§ Instructions for the task
Start at the line containing "Write the React, TypeScript", stop at the line containing "const buttons = ['New", and please reproduce every line in between, both ends included, without pictures.

§ Front-end source files

______________________________

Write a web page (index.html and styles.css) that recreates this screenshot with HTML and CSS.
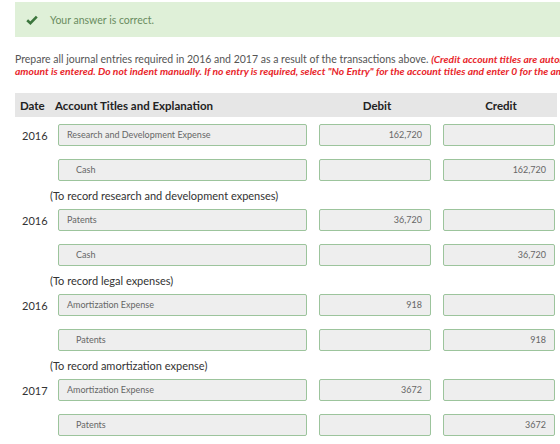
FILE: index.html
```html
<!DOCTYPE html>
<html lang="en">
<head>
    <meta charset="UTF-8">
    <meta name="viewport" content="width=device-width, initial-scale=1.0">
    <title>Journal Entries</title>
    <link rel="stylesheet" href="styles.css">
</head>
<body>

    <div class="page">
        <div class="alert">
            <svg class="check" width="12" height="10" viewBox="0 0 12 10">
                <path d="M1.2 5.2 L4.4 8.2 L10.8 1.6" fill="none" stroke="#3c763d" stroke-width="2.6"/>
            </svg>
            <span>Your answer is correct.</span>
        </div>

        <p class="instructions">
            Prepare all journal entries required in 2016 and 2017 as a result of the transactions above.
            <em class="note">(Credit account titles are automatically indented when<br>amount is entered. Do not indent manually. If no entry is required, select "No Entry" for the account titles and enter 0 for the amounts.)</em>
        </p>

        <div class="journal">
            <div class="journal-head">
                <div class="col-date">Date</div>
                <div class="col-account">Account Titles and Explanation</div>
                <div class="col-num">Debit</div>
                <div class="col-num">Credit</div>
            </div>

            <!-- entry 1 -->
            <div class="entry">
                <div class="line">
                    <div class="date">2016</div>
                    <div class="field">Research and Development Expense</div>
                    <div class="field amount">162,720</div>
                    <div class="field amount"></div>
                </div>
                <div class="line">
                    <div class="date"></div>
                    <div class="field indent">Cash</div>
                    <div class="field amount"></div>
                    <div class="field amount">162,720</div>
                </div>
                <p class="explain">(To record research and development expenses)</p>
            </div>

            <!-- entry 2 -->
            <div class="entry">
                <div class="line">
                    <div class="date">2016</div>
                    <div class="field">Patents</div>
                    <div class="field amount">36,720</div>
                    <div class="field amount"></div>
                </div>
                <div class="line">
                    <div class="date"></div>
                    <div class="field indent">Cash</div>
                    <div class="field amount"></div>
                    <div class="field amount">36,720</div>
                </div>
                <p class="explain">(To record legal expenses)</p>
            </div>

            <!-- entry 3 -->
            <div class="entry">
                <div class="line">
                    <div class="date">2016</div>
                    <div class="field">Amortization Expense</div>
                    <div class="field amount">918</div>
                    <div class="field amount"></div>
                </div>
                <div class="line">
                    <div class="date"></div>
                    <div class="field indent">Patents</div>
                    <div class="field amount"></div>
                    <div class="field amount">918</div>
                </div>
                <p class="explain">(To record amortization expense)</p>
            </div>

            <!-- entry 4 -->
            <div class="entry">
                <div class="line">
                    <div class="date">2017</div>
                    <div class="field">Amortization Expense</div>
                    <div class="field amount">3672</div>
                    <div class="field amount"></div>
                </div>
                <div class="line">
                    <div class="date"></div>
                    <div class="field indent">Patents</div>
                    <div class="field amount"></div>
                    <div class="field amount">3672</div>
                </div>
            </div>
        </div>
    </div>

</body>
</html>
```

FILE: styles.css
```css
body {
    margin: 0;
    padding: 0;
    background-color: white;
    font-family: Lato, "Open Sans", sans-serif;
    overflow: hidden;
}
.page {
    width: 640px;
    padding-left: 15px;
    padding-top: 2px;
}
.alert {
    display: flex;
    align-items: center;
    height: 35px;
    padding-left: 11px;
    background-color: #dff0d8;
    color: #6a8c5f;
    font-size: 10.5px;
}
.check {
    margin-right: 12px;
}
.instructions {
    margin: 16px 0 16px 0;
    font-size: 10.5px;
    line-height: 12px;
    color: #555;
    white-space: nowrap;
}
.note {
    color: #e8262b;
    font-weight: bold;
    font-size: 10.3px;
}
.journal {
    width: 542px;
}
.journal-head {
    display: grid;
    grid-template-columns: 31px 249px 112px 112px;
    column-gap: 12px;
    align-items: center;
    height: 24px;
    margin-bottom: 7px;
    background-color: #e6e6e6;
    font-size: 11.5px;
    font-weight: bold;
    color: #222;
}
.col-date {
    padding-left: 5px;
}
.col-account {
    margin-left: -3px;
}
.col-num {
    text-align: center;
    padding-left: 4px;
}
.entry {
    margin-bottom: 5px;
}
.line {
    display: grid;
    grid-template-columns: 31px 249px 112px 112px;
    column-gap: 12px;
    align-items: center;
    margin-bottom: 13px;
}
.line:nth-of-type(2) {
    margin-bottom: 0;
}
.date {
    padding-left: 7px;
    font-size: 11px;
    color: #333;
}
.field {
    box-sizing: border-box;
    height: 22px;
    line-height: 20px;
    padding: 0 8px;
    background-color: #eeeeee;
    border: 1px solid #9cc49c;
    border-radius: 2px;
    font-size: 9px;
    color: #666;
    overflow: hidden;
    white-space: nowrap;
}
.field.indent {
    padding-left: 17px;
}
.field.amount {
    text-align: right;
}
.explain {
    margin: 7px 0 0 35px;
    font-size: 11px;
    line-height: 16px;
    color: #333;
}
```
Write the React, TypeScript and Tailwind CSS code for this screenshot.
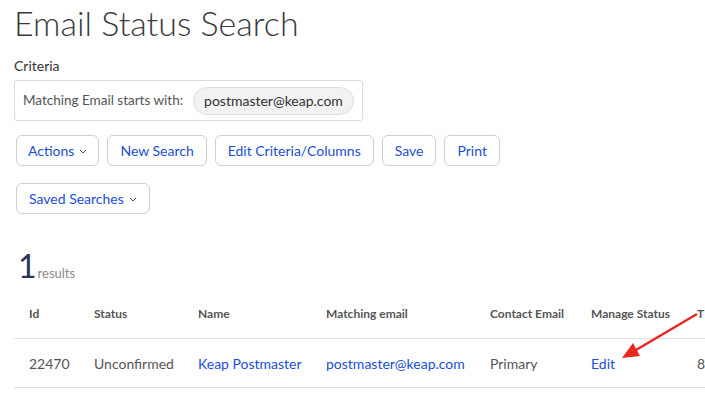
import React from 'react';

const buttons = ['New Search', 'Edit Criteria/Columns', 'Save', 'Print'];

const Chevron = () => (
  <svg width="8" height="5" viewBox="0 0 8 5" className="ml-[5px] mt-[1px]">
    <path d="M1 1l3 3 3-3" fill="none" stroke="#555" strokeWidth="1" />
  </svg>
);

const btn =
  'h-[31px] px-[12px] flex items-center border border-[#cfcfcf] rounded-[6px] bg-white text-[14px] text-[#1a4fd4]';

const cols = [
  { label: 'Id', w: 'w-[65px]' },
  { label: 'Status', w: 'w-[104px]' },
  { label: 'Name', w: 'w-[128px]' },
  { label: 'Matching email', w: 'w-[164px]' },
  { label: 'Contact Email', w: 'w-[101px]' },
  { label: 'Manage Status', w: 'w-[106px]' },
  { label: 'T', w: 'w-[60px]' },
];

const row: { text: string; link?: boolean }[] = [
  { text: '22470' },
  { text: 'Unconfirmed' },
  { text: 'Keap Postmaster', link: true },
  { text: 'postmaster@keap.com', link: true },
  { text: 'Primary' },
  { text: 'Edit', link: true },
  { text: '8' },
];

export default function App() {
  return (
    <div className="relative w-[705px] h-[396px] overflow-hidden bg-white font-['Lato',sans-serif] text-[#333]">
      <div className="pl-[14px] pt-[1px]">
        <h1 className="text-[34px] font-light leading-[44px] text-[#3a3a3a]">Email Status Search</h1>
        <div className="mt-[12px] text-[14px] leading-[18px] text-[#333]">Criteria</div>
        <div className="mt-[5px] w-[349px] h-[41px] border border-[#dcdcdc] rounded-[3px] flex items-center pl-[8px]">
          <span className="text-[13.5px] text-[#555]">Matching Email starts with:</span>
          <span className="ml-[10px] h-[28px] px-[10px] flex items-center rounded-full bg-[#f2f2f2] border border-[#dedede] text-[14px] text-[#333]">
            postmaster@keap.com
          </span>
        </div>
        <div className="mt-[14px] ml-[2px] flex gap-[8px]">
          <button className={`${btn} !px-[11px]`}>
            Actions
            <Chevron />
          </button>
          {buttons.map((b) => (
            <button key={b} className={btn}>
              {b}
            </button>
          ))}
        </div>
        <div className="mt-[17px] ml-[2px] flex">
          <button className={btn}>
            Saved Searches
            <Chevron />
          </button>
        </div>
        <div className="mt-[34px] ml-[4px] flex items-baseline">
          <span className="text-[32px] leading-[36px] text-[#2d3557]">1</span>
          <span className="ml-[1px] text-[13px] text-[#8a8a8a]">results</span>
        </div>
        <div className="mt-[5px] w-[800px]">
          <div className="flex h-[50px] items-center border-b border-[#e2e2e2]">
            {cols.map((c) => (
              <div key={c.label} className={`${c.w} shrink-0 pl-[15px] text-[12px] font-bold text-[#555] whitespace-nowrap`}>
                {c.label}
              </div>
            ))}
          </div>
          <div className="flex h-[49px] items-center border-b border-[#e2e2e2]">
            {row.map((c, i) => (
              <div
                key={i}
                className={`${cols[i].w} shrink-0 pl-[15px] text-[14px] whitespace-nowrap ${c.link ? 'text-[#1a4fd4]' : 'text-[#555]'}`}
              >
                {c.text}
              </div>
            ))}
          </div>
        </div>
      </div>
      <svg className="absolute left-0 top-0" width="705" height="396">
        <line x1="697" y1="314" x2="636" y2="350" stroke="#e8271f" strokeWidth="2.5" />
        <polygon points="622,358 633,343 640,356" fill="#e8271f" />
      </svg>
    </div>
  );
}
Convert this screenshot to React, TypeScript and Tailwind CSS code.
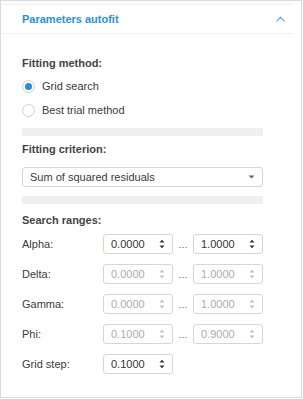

______________________________

§ Solution to the exercise
Write the React, TypeScript and Tailwind CSS code for this screenshot.
import React from 'react';

const buttons = ['New Search', 'Edit Criteria/Columns', 'Save', 'Print'];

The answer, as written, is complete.